- Problem requirements: Work out how many lines contain "index". Reply with the count alone.

- Exercise material:
· · · ·
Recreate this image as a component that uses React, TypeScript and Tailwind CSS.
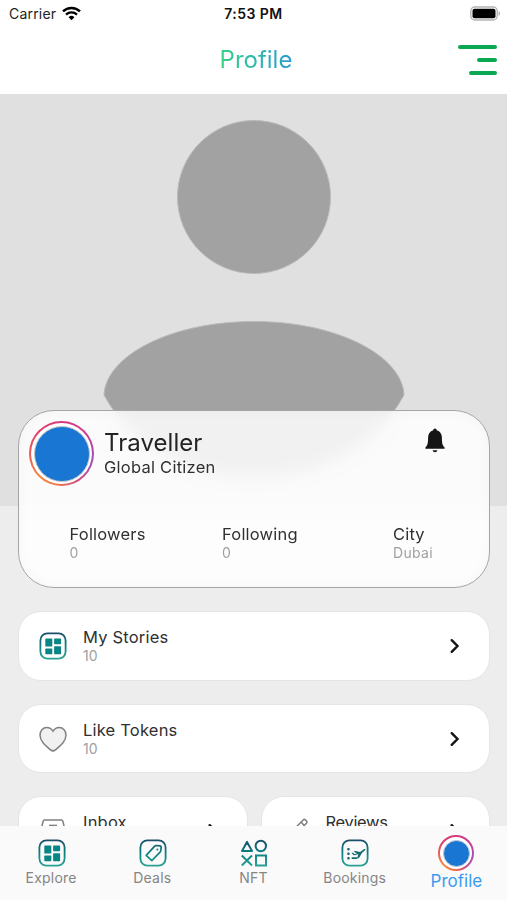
· · · ·
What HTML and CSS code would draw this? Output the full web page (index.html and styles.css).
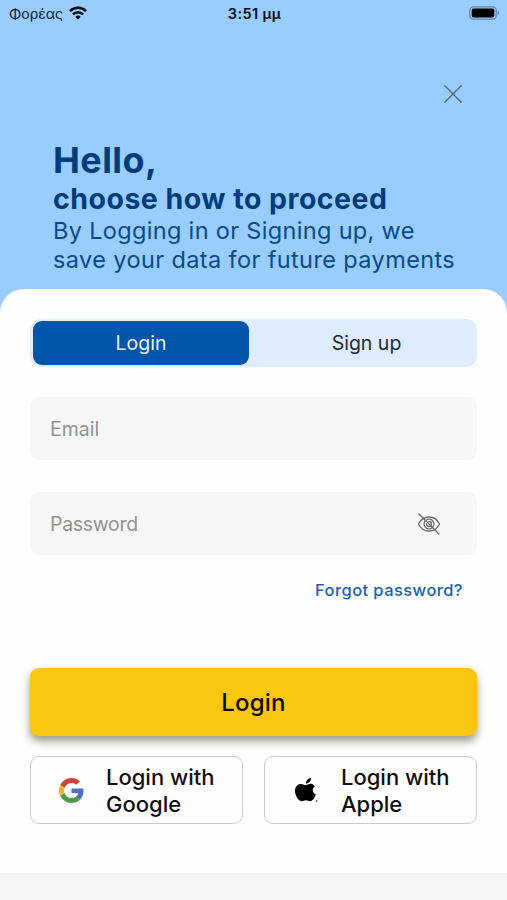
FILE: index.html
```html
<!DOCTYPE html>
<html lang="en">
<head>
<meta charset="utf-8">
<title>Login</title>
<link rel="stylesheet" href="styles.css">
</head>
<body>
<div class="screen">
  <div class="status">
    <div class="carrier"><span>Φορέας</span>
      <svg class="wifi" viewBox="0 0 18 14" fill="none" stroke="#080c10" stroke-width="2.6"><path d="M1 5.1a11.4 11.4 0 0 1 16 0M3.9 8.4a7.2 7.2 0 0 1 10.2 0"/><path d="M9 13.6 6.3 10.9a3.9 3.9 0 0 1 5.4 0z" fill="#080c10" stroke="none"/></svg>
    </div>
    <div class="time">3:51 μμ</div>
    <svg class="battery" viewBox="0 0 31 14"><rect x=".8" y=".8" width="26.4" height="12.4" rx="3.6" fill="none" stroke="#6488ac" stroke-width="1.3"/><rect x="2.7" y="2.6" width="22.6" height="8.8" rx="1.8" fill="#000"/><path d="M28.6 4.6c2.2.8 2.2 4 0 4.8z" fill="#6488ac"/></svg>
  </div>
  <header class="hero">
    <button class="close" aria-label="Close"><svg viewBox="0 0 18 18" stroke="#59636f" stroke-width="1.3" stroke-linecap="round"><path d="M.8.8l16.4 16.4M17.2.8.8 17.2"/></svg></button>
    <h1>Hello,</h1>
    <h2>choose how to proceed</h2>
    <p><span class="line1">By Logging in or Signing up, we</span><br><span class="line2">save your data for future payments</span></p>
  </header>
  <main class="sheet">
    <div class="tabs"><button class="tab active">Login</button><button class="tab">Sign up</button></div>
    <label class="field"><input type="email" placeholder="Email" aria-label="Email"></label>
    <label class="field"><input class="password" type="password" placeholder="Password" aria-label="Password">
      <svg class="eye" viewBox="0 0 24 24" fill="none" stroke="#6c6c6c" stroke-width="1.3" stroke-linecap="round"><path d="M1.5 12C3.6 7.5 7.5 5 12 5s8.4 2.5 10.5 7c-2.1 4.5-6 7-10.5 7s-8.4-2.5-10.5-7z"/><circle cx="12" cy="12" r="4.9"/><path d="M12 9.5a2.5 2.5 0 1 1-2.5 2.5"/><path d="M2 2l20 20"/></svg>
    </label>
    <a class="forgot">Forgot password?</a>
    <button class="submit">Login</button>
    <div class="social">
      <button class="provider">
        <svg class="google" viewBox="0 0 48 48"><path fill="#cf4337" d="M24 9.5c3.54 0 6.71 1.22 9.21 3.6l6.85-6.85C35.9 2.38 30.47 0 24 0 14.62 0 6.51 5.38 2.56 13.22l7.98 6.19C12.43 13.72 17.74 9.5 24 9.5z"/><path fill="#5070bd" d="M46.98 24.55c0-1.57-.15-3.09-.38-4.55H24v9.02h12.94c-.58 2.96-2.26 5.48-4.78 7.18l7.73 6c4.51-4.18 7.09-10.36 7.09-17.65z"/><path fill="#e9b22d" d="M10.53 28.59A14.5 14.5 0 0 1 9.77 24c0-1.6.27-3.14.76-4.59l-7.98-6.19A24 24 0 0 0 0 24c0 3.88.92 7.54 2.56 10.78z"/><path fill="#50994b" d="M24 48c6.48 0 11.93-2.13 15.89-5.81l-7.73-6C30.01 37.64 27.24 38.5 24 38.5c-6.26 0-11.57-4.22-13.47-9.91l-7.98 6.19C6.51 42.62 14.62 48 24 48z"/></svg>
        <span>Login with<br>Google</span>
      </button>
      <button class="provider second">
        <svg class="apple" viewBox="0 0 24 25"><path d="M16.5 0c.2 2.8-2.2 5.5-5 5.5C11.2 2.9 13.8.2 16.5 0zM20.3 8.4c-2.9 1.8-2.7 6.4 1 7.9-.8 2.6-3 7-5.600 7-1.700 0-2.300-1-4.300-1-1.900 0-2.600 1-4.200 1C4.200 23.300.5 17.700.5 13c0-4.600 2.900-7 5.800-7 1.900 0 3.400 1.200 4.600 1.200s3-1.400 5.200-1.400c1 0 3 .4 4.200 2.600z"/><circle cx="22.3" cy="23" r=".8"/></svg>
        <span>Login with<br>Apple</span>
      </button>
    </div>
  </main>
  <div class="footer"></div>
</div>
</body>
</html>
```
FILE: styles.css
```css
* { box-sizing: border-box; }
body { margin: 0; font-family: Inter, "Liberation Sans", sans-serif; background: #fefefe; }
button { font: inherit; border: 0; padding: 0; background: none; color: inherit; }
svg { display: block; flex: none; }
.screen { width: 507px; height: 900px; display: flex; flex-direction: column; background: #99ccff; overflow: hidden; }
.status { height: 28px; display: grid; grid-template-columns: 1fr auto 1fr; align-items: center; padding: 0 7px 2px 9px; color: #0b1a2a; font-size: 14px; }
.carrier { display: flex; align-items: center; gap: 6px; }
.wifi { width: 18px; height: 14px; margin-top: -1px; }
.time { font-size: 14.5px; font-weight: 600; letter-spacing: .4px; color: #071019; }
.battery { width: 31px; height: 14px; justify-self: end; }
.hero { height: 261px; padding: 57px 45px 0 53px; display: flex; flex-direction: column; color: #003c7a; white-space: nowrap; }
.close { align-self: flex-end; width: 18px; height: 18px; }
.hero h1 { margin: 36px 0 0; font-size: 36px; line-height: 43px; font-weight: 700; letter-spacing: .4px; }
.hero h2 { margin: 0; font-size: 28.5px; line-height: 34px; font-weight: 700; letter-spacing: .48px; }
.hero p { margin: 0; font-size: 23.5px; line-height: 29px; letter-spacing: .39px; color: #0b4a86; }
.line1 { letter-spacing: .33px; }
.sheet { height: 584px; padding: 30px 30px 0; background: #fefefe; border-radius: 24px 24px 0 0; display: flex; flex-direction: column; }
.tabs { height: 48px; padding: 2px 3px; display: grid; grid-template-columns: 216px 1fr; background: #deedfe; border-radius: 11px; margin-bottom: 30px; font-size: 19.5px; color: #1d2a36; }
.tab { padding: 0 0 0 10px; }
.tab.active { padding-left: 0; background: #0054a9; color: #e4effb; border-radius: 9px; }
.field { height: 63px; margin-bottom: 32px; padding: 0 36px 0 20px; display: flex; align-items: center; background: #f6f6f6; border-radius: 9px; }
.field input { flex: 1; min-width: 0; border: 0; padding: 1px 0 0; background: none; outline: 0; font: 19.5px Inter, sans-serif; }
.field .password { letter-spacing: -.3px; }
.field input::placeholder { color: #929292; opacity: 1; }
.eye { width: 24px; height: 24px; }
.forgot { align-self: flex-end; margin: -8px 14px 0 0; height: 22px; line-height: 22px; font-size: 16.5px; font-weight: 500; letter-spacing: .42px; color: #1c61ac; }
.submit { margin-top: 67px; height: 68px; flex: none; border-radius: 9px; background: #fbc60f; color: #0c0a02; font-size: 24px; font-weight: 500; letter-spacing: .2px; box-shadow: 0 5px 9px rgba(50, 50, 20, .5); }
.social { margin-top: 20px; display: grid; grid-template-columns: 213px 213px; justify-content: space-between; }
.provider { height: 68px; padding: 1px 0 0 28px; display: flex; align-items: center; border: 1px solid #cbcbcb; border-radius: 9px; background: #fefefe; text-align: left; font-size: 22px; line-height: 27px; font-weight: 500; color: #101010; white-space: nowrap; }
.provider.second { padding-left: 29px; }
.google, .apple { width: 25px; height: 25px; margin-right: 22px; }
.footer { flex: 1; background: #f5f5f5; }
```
· · · ·
- Solved exercise: 2